WHAT IS BEING ASKED:
Please pull out every line that includes the string "styles".

======== GIVEN RECORDS

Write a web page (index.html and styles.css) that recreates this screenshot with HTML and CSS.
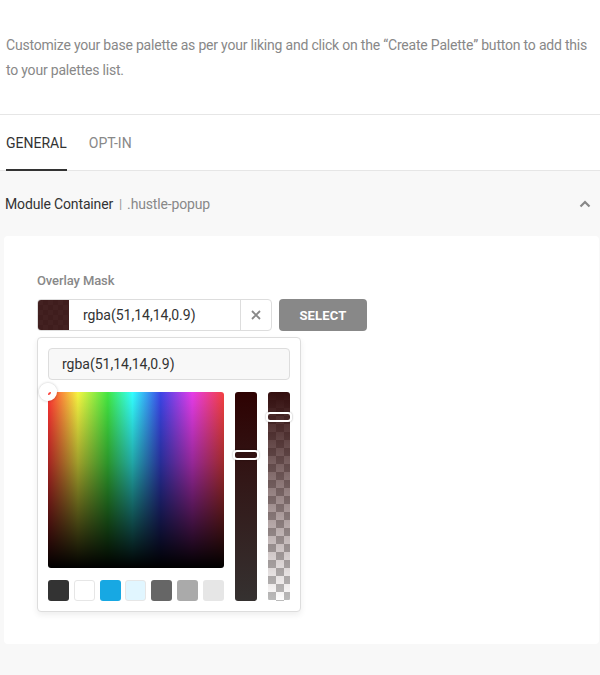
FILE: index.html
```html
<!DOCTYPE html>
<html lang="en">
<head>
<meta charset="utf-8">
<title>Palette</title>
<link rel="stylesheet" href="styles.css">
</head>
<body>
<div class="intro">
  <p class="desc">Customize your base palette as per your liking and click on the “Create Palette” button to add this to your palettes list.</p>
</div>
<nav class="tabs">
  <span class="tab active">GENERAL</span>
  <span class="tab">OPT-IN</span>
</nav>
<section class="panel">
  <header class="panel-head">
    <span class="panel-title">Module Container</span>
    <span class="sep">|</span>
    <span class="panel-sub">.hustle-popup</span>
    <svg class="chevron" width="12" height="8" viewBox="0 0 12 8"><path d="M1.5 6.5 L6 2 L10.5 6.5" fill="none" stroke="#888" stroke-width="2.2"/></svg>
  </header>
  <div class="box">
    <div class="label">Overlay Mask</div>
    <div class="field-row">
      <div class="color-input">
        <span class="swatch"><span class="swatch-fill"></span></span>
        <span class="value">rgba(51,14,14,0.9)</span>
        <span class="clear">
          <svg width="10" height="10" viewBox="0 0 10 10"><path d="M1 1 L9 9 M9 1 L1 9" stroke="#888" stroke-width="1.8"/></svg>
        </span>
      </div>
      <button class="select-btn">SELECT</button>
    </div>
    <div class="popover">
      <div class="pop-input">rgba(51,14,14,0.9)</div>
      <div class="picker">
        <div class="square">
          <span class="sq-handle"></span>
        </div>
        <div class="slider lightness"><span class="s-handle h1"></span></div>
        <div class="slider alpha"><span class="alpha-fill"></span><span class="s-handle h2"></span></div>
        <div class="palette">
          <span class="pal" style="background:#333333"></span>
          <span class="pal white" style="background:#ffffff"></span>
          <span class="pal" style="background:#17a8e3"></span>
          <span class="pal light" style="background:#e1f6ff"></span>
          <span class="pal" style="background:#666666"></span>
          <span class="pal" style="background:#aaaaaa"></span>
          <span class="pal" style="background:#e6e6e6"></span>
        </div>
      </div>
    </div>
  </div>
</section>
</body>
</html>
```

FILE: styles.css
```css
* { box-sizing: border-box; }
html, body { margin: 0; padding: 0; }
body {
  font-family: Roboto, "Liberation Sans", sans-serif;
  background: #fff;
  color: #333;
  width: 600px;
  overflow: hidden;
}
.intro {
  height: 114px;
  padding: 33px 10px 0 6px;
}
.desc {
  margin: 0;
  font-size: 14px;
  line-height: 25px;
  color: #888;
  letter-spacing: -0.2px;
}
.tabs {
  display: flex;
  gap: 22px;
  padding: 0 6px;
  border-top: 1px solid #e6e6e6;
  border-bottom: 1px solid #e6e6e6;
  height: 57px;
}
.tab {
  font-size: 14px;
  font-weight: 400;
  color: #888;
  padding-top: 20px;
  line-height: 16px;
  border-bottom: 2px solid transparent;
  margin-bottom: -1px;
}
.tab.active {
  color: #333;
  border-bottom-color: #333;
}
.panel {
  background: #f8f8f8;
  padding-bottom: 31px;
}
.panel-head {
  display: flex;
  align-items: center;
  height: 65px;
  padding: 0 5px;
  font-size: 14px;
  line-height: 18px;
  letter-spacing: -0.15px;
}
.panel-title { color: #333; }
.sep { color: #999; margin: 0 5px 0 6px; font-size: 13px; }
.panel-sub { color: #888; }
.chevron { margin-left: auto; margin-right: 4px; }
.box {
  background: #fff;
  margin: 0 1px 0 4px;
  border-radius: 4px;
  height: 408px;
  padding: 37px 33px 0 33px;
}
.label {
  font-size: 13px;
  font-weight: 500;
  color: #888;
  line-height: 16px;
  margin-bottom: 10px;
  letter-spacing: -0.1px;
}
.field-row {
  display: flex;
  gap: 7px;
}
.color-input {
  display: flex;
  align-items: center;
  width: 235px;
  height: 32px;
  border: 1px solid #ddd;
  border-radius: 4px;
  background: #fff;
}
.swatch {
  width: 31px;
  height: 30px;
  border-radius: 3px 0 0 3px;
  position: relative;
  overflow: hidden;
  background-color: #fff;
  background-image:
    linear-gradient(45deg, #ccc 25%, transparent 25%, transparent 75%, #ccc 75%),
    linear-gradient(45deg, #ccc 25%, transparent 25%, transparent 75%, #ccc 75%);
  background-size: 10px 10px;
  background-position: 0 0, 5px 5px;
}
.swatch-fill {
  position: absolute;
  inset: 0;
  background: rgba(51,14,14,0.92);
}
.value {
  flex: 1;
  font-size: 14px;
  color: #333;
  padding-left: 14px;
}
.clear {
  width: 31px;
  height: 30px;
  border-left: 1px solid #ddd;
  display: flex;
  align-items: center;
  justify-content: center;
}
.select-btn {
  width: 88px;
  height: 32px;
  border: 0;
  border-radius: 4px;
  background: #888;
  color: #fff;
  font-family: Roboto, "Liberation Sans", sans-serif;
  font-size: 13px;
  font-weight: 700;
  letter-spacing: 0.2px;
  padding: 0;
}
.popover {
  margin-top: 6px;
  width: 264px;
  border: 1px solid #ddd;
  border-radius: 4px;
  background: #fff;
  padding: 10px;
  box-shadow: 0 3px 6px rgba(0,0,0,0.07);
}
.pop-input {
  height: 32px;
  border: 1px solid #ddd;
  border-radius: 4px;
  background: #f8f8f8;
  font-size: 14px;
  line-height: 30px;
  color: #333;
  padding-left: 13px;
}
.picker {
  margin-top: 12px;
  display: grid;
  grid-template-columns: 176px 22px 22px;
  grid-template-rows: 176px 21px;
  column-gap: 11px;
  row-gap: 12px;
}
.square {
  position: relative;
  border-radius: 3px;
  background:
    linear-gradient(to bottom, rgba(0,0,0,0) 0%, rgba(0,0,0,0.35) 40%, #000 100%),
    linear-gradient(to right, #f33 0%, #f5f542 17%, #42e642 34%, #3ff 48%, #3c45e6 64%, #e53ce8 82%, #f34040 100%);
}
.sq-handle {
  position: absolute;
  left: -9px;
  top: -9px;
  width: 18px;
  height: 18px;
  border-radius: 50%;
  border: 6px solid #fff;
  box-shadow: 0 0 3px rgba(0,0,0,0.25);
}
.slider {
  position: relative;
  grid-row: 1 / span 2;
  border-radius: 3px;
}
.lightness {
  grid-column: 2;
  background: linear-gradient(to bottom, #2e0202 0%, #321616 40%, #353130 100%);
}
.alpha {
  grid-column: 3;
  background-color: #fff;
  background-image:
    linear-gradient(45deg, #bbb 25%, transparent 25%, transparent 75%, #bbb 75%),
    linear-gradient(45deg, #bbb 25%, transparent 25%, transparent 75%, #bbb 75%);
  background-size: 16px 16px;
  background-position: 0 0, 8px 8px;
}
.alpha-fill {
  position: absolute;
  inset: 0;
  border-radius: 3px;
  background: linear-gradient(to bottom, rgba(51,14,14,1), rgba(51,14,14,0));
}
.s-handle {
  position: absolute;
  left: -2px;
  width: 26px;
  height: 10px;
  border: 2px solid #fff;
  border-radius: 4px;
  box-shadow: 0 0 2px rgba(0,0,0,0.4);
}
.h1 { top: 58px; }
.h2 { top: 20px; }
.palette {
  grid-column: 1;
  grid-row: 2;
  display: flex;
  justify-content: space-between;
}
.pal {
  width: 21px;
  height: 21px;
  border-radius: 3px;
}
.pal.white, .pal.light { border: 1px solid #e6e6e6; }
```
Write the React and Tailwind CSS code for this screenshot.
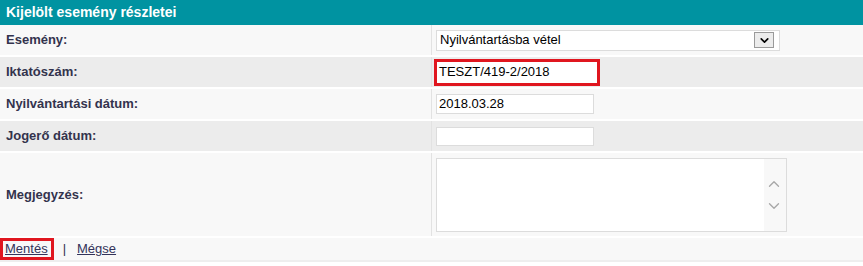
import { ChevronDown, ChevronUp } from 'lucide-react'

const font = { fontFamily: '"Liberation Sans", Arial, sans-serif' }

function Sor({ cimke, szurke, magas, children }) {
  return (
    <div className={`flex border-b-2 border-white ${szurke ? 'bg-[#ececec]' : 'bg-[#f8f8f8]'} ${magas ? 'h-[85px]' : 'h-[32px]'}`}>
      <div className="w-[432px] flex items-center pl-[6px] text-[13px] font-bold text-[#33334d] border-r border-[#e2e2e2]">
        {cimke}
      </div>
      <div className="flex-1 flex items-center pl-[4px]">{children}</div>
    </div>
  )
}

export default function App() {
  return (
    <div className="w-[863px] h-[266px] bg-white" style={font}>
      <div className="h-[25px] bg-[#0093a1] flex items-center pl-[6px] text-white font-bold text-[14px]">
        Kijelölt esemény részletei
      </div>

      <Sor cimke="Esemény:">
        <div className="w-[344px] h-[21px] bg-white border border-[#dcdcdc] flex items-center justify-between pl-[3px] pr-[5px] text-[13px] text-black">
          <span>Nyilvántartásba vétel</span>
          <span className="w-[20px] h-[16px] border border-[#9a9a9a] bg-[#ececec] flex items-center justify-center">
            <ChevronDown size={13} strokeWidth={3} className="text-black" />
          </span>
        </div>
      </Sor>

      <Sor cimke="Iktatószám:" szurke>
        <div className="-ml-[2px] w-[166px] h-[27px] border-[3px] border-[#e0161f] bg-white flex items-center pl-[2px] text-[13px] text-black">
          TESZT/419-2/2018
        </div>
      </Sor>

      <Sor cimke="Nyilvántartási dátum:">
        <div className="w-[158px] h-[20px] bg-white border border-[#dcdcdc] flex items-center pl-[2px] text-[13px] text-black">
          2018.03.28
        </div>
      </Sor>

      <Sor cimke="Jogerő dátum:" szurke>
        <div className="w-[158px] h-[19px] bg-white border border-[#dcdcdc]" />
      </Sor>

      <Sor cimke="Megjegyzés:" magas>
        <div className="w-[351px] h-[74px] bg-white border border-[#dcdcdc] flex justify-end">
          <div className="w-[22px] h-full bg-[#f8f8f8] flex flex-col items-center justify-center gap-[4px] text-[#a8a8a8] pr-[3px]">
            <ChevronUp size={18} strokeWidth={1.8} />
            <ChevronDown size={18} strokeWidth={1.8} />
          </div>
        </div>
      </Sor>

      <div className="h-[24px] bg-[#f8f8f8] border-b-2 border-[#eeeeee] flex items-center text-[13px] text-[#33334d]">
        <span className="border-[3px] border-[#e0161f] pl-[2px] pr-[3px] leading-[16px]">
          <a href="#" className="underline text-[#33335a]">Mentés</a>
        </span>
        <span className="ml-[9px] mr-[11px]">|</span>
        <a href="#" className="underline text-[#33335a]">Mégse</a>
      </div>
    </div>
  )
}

================

RESULT FOR THIS EXERCISE:
Write a web page (index.html and styles.css) that recreates this screenshot with HTML and CSS.
<link rel="stylesheet" href="styles.css">
FILE: styles.css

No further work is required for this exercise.